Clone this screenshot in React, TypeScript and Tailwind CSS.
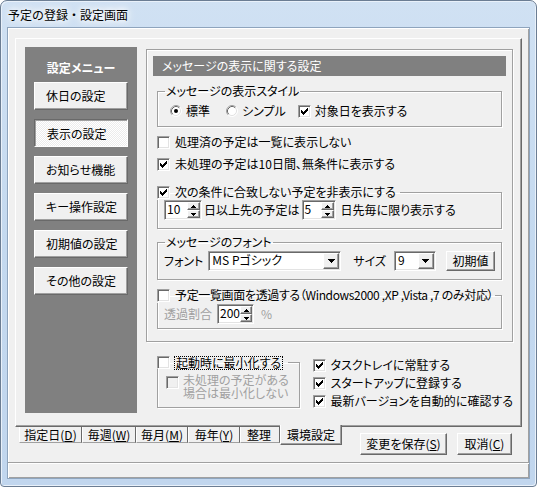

________________

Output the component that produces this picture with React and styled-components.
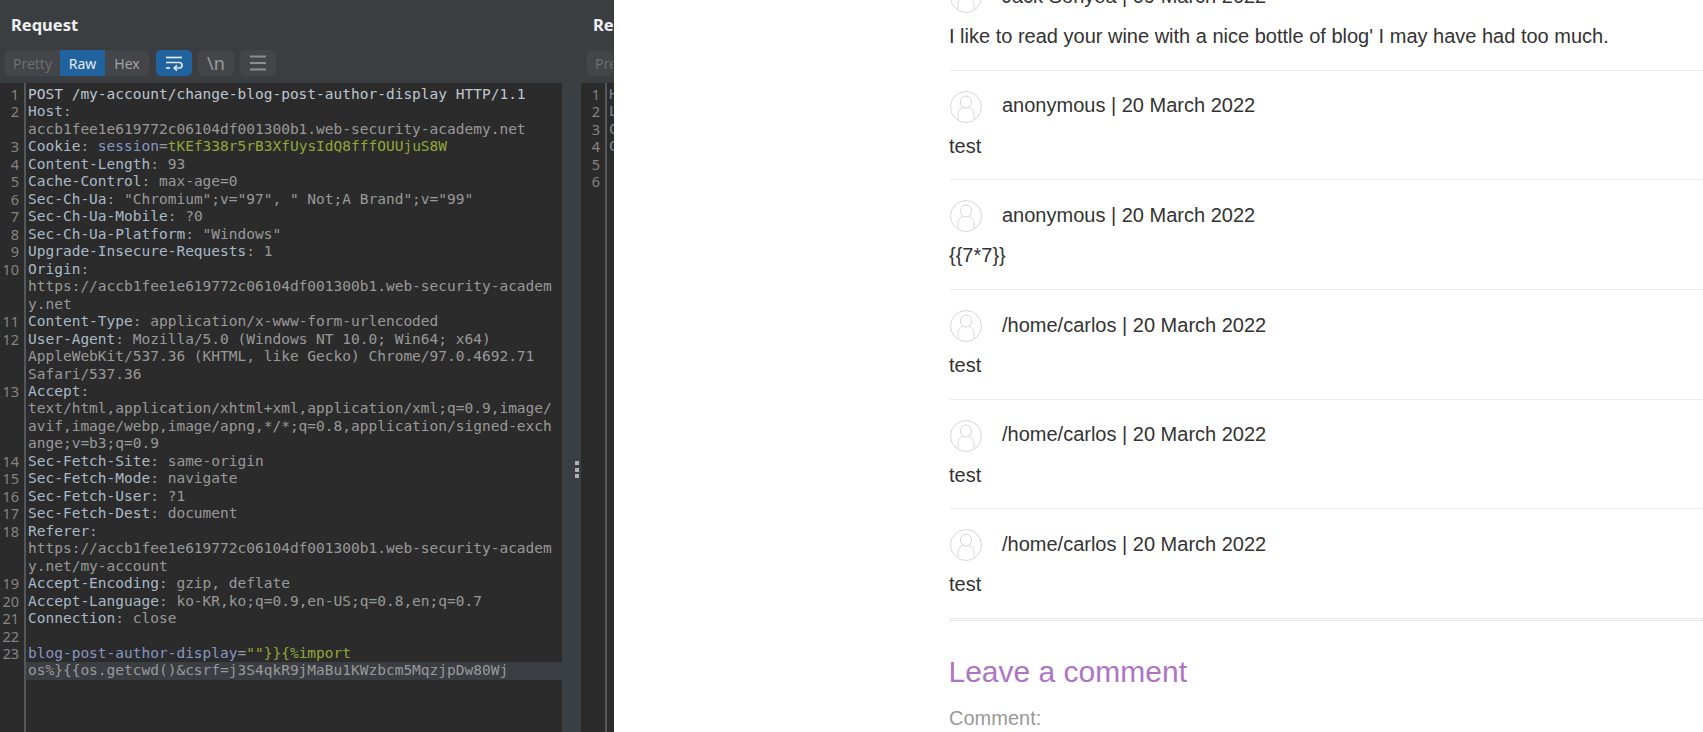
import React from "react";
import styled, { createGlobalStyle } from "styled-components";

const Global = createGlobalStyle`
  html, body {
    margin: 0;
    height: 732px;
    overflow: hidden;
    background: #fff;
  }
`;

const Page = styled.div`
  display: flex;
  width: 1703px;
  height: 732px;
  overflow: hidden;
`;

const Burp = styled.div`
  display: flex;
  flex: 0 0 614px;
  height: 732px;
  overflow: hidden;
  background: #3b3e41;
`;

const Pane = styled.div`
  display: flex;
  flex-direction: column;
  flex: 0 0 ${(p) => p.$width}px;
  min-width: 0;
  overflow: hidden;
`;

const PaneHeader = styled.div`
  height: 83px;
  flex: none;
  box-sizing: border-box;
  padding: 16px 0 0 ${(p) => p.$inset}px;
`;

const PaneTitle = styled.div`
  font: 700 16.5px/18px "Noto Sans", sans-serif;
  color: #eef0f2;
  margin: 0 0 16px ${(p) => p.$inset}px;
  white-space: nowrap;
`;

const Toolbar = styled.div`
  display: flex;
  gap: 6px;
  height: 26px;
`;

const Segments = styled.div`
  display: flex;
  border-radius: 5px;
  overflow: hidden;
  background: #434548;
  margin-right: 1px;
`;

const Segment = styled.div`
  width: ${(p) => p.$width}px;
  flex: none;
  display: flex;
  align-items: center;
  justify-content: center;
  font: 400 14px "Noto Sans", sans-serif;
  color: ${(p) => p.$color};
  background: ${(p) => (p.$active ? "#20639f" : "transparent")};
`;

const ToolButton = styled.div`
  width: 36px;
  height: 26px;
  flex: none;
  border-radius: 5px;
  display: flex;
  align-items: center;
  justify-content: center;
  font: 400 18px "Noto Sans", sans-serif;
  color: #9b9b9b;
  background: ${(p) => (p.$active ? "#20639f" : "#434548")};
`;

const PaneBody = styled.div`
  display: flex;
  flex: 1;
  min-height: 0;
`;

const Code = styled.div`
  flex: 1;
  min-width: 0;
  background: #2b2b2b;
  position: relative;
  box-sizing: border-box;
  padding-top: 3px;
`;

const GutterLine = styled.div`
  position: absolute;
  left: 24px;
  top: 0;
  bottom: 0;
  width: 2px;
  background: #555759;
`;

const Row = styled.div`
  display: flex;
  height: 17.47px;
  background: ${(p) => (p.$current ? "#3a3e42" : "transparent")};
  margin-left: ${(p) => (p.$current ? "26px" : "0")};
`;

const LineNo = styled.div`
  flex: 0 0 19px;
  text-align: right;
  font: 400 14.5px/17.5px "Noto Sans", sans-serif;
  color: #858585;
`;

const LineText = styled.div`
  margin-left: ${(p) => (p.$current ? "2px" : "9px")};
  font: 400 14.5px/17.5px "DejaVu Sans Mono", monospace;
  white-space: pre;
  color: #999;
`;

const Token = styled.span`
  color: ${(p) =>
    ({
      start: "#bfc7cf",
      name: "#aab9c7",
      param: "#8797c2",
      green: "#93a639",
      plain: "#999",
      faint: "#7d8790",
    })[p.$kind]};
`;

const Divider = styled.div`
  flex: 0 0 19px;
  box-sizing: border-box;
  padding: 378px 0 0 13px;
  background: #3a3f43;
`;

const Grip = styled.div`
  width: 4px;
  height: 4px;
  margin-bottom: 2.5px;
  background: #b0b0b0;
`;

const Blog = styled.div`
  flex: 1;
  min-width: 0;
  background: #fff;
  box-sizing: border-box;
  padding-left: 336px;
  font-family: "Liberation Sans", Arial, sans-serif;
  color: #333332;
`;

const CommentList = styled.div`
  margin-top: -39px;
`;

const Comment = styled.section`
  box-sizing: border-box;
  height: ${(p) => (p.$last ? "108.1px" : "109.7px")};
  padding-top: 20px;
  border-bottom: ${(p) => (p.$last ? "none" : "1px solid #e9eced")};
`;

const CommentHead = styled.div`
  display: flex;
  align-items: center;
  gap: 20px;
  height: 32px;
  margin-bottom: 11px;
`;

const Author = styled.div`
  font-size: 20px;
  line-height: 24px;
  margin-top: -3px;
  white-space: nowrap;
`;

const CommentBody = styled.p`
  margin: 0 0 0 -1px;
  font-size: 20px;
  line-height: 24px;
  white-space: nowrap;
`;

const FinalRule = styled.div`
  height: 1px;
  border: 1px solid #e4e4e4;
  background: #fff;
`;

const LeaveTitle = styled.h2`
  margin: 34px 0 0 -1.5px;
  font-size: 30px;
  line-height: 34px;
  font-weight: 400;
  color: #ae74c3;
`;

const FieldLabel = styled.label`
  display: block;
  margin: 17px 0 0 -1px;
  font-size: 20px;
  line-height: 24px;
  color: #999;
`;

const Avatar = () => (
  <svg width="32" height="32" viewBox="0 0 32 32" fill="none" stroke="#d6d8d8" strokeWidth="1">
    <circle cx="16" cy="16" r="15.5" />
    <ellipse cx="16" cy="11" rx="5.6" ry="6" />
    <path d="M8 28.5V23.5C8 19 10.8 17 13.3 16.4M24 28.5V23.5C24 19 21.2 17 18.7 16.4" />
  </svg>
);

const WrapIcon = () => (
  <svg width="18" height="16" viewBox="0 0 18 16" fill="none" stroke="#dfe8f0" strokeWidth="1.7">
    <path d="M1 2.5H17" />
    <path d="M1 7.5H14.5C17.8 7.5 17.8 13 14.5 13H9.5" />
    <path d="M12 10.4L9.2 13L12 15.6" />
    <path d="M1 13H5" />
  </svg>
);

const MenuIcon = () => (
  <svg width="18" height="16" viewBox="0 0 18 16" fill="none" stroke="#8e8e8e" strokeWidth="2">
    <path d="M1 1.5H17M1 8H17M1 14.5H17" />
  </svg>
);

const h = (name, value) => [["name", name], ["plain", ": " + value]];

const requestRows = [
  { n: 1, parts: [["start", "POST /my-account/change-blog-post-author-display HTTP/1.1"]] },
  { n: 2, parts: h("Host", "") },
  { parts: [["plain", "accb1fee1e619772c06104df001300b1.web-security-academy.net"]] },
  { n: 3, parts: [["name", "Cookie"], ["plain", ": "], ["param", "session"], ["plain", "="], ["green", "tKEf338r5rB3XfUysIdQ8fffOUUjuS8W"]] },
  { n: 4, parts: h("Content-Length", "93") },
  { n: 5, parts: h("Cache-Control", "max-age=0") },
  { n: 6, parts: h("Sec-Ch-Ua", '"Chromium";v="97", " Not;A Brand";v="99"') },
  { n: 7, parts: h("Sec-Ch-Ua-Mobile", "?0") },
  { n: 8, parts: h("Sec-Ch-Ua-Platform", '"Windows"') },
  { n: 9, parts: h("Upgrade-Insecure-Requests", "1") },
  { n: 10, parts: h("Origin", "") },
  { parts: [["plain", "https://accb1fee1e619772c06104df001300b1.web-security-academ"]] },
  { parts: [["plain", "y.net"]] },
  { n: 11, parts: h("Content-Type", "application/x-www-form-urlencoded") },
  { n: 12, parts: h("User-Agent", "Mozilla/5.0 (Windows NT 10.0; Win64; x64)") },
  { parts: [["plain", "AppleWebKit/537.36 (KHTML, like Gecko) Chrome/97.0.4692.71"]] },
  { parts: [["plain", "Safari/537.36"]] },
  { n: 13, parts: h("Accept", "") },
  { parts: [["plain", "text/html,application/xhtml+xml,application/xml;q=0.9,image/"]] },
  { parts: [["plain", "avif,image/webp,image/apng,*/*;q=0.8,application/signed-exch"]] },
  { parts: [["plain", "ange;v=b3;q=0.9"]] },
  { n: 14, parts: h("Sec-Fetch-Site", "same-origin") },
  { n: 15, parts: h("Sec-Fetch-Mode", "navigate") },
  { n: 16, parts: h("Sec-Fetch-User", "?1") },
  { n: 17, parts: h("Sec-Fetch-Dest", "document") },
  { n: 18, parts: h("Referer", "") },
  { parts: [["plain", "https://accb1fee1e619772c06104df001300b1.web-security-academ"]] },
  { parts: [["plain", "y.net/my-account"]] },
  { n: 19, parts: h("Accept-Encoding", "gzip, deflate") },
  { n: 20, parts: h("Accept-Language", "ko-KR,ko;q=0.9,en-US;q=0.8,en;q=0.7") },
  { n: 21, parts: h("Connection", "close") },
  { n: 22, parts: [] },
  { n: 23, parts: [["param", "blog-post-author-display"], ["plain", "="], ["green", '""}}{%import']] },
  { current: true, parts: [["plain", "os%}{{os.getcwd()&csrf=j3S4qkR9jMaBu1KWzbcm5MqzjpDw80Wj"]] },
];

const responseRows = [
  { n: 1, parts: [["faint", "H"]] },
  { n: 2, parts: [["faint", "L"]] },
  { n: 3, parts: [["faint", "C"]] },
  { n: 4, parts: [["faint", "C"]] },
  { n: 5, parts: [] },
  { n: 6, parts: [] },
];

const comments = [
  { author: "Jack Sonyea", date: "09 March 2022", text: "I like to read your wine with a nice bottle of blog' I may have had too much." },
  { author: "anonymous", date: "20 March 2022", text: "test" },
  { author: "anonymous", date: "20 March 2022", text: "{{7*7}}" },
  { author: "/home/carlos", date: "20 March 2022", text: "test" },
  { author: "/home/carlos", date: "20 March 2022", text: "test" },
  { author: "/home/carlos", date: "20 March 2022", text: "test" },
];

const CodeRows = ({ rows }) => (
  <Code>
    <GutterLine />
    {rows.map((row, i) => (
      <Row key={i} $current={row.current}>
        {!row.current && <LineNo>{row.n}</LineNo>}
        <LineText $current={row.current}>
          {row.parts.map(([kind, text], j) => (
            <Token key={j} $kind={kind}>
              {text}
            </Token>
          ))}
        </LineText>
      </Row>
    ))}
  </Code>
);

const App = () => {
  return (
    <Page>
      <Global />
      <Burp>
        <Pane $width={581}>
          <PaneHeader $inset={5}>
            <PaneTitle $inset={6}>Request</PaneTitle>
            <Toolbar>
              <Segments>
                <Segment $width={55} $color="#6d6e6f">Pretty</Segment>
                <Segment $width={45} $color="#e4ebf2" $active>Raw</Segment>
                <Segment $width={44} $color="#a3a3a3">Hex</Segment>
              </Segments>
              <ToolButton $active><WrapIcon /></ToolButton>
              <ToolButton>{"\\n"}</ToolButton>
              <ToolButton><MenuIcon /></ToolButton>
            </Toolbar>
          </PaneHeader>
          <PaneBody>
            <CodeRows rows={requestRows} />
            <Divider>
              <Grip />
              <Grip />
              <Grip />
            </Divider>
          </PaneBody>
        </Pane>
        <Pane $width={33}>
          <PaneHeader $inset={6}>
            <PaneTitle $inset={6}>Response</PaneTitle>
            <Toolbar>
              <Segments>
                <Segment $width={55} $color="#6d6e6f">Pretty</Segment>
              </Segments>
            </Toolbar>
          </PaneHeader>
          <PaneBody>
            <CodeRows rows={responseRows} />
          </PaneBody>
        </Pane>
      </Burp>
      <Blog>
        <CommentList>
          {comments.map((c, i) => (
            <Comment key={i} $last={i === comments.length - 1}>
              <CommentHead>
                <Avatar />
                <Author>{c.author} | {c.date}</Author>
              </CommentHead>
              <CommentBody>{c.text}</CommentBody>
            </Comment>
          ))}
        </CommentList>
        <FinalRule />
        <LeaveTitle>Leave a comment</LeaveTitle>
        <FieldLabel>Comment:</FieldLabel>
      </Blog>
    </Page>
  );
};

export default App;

________________

• [What to produce]: Go through the listing above and return every line where the word "components" occurs.

• [Answer below]:
Output the component that produces this picture with React and styled-components.
import styled, { createGlobalStyle } from "styled-components";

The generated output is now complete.